Material shown -
----
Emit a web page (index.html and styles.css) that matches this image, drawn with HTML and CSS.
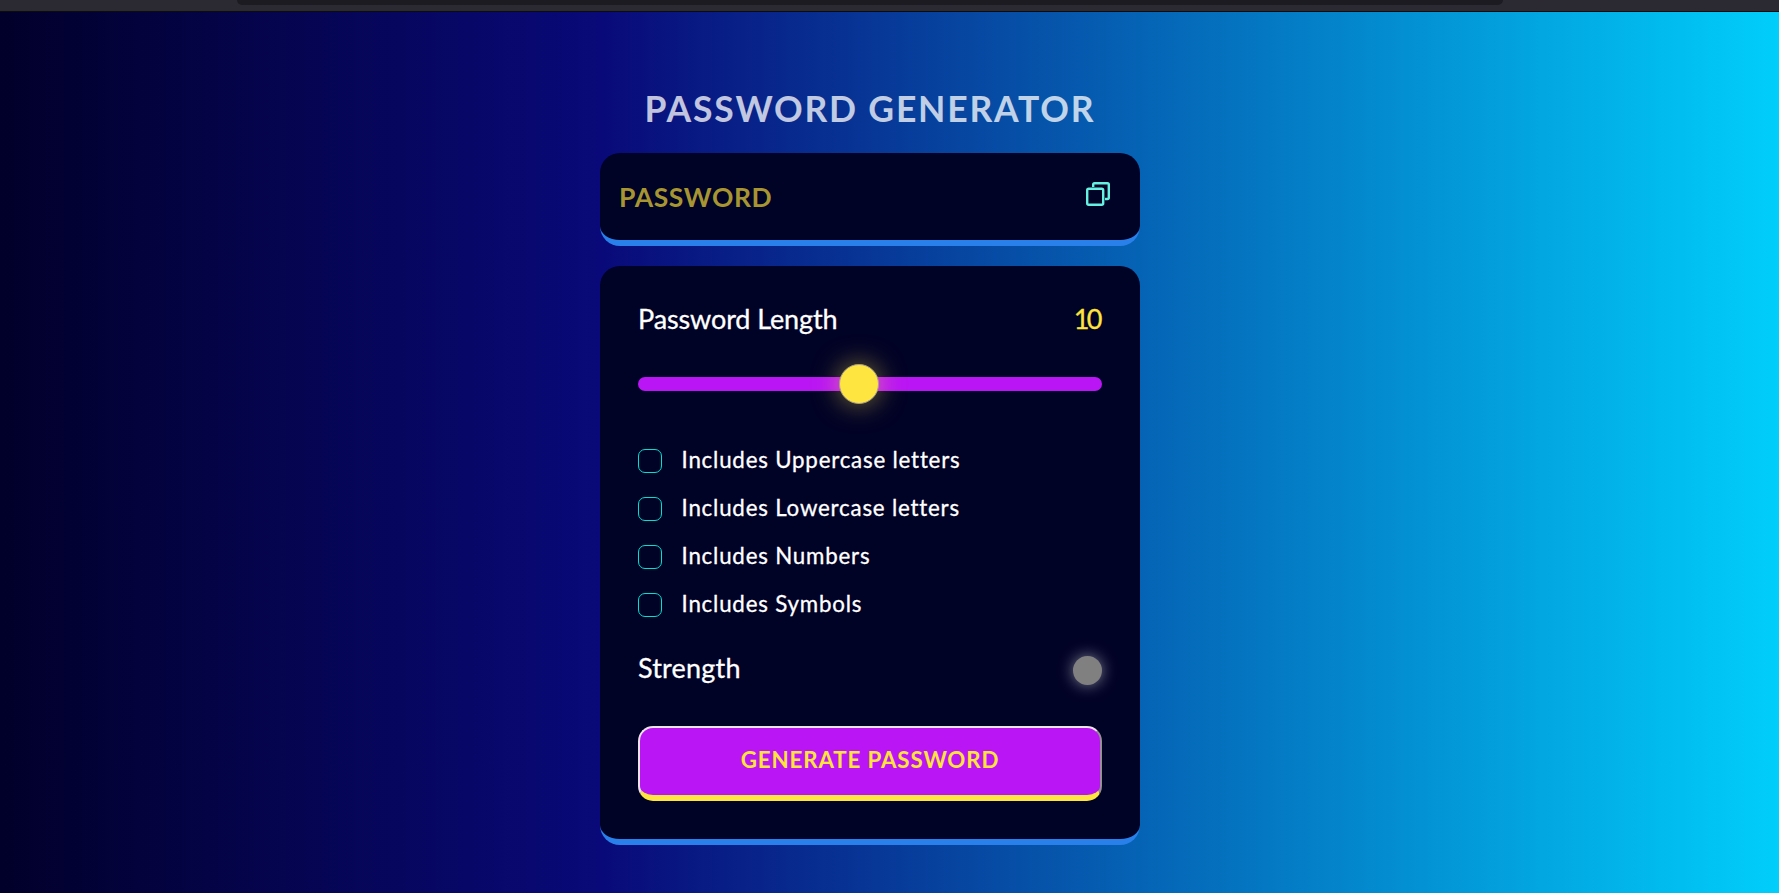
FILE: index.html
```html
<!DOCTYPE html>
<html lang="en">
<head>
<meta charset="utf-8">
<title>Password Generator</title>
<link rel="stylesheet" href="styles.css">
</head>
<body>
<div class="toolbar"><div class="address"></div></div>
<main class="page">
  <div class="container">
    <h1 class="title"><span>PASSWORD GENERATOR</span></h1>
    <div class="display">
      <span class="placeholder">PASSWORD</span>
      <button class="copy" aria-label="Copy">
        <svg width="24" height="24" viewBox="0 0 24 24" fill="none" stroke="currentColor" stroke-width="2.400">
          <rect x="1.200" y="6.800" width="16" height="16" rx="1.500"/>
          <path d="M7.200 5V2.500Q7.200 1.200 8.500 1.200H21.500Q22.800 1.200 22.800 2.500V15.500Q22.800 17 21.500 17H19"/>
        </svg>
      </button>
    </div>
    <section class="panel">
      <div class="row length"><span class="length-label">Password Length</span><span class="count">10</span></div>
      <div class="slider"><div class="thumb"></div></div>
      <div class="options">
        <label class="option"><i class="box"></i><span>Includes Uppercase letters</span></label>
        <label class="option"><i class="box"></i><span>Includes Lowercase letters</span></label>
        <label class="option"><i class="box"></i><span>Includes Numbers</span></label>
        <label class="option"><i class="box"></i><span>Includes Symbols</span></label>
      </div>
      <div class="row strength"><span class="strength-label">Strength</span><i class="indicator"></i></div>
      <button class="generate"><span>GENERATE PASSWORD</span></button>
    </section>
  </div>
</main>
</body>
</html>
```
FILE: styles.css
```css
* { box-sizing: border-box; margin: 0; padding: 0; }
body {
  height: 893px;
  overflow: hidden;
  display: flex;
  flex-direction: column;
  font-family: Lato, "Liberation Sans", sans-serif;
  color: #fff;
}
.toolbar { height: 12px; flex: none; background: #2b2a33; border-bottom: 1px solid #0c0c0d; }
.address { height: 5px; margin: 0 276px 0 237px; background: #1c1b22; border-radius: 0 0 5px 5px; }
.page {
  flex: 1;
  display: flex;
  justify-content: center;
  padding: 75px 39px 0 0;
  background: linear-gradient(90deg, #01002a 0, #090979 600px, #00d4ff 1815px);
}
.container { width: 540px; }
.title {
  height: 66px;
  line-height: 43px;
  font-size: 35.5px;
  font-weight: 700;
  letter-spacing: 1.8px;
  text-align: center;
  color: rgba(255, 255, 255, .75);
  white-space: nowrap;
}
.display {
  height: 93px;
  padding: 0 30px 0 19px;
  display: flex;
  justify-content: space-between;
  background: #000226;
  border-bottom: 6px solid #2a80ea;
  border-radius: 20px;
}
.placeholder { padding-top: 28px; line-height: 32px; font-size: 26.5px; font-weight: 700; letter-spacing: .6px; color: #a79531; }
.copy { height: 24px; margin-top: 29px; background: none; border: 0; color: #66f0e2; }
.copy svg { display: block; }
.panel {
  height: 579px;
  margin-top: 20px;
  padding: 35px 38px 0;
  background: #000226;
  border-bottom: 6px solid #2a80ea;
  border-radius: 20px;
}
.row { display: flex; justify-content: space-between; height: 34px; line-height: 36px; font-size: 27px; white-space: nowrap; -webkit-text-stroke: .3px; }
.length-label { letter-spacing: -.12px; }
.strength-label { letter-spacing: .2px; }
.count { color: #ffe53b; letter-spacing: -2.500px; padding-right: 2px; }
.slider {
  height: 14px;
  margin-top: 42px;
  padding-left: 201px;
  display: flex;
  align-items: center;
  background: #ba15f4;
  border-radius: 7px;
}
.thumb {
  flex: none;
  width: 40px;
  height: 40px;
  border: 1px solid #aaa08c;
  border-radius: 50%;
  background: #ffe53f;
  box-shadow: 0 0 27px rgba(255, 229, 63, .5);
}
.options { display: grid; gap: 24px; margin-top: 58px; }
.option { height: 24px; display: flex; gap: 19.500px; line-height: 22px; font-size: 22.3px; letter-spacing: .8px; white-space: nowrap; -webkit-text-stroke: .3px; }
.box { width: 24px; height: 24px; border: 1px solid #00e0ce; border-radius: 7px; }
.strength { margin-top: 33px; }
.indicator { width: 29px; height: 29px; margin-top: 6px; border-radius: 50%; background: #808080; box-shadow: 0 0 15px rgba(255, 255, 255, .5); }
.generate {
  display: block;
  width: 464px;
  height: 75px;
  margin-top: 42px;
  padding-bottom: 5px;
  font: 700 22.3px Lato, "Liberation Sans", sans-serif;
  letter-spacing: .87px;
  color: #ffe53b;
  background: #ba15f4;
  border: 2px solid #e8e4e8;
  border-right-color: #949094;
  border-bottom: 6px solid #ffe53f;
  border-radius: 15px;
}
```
----
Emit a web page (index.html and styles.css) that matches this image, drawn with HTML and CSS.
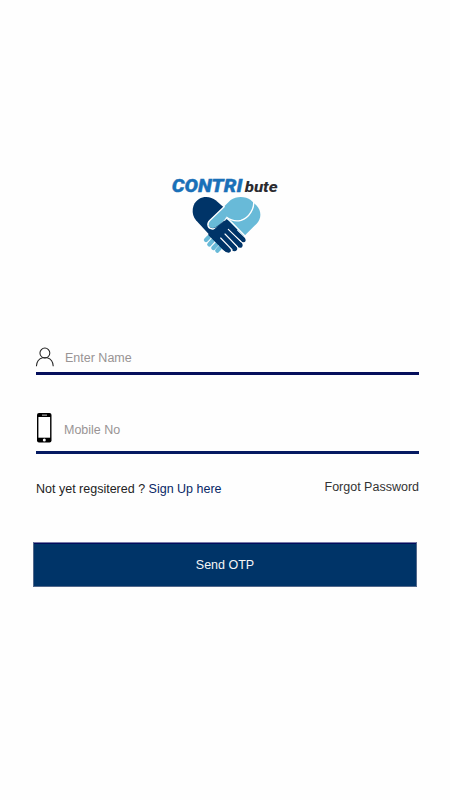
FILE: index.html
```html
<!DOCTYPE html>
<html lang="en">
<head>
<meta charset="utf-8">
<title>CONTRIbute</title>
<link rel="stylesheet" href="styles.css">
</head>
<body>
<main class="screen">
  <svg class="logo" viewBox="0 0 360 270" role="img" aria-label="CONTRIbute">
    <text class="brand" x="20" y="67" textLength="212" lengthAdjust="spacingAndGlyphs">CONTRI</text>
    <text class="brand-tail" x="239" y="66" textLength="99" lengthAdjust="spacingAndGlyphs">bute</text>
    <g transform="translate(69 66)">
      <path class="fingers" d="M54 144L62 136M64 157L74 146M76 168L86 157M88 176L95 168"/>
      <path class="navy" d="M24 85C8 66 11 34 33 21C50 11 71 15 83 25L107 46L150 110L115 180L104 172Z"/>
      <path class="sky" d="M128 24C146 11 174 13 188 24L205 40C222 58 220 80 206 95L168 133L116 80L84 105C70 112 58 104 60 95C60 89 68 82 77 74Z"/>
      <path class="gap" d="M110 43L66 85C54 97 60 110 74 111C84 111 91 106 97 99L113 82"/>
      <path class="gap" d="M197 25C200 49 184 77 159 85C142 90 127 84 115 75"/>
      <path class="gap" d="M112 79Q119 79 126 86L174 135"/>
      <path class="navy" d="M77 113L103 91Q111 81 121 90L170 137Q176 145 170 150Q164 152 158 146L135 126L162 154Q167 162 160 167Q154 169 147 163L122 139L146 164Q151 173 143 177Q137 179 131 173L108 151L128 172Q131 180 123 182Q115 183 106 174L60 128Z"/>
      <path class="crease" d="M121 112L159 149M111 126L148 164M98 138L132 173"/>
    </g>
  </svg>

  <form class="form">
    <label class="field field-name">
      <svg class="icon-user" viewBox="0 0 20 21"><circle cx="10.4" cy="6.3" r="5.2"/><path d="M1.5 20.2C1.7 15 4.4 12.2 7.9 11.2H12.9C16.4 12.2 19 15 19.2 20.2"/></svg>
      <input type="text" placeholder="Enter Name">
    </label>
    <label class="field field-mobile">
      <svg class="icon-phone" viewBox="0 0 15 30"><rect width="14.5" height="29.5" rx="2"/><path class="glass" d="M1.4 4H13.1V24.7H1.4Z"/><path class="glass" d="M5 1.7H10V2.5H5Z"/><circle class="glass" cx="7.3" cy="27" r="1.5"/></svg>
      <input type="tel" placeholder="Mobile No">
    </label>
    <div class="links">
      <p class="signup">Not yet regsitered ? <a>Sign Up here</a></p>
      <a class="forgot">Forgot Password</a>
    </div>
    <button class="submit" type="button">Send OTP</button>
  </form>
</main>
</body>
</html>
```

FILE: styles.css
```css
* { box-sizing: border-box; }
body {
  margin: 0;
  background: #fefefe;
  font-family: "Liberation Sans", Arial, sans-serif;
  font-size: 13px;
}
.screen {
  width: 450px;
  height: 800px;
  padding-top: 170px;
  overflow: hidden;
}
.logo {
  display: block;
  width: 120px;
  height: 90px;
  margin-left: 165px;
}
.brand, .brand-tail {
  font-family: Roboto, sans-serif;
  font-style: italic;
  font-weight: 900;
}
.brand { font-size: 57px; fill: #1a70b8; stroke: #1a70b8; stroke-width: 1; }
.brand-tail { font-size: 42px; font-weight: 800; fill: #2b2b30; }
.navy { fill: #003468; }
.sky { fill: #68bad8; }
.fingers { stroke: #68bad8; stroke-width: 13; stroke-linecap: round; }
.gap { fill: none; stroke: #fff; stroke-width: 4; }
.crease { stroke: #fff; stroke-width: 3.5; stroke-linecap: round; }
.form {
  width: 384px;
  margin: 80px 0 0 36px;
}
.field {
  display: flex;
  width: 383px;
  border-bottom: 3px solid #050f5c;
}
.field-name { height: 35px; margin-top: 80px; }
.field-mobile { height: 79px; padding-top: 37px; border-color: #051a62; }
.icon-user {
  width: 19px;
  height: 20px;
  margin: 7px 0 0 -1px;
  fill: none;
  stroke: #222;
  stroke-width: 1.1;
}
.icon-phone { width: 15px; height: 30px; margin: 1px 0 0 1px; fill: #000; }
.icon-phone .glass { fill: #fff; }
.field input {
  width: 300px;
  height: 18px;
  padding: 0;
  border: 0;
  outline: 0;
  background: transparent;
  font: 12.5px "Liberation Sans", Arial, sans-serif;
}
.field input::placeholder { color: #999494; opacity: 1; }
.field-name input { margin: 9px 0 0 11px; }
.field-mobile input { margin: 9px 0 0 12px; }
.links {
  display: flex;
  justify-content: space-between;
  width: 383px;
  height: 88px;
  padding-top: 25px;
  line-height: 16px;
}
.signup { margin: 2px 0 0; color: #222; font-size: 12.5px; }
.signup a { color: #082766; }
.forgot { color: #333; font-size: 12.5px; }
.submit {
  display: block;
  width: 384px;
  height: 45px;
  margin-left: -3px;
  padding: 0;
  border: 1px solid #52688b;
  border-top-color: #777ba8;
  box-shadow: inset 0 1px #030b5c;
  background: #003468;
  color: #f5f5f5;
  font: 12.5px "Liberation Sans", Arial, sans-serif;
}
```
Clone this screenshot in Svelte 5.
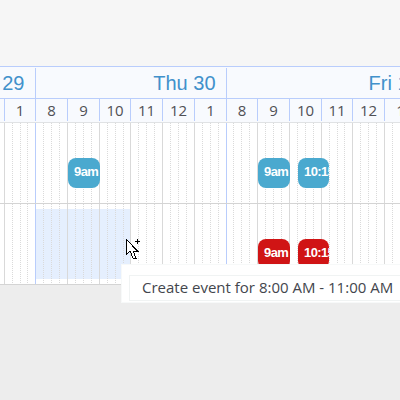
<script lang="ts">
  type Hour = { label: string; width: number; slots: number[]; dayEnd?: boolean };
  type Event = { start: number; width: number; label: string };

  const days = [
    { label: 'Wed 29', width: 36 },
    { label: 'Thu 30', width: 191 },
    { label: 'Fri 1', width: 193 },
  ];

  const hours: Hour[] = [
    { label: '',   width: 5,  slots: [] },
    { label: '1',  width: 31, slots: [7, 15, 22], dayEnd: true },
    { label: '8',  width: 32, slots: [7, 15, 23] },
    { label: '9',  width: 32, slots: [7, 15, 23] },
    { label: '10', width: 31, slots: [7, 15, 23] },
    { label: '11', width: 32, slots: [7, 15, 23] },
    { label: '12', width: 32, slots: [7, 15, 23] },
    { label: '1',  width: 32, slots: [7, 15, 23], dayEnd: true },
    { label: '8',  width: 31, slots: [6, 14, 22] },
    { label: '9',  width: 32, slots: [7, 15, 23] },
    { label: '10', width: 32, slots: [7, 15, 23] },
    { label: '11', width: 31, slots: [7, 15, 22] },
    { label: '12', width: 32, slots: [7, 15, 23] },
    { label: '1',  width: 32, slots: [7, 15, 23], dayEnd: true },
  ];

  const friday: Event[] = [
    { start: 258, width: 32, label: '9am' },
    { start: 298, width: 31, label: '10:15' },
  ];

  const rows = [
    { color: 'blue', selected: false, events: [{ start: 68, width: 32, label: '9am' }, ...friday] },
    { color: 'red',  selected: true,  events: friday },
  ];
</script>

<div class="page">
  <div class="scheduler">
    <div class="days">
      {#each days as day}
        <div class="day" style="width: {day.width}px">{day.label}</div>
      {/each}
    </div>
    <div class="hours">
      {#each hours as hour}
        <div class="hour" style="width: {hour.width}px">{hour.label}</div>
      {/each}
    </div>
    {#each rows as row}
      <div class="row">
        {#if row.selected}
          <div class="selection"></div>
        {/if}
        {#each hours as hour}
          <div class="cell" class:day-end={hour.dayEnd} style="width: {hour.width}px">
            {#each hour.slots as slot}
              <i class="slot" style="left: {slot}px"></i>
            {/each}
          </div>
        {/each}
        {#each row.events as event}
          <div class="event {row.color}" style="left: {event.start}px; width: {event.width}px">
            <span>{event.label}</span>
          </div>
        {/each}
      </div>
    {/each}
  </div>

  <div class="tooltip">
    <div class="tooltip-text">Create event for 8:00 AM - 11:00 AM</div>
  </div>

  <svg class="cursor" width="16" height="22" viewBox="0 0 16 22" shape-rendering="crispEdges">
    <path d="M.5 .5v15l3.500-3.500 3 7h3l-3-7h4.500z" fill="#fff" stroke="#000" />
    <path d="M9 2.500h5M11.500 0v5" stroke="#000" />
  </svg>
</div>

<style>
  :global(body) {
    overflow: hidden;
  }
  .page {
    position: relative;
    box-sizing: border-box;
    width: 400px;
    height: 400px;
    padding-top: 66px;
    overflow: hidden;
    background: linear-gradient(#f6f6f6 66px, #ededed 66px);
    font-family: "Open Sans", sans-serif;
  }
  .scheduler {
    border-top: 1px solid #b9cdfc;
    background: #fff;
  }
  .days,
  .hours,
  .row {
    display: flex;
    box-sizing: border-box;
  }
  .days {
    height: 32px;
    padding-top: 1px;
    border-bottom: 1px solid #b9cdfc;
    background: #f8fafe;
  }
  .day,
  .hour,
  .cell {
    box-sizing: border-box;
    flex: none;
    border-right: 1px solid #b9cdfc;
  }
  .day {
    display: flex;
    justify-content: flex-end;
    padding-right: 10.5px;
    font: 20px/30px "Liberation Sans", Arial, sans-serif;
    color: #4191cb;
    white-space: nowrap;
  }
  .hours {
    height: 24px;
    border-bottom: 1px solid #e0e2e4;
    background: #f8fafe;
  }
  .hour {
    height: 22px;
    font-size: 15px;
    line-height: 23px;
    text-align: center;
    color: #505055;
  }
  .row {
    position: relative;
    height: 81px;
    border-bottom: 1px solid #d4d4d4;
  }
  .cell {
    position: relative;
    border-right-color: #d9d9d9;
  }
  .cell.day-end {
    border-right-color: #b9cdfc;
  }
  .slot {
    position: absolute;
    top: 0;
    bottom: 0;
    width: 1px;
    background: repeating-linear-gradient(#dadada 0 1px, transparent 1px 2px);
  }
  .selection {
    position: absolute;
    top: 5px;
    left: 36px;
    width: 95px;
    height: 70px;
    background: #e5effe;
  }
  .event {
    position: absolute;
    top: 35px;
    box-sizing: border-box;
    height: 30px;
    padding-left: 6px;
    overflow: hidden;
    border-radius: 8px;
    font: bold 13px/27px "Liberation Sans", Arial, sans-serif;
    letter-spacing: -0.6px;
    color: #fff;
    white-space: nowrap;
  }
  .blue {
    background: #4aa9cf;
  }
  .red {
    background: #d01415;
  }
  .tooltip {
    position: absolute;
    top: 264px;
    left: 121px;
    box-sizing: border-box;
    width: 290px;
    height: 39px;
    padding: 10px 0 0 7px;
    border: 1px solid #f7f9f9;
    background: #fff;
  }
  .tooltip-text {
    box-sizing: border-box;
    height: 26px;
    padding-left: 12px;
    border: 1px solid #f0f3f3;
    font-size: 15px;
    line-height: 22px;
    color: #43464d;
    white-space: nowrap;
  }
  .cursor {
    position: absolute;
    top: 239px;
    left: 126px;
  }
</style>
----
Requirements -
From the line containing "Clone this screenshot in Svelte 5." through the line containing "number; width: number;", copy every line above exactly, without pictures.

Problem solution -
Clone this screenshot in Svelte 5.
<script lang="ts">
  type Hour = { label: string; width: number; slots: number[]; dayEnd?: boolean };
  type Event = { start: number; width: number; label: string };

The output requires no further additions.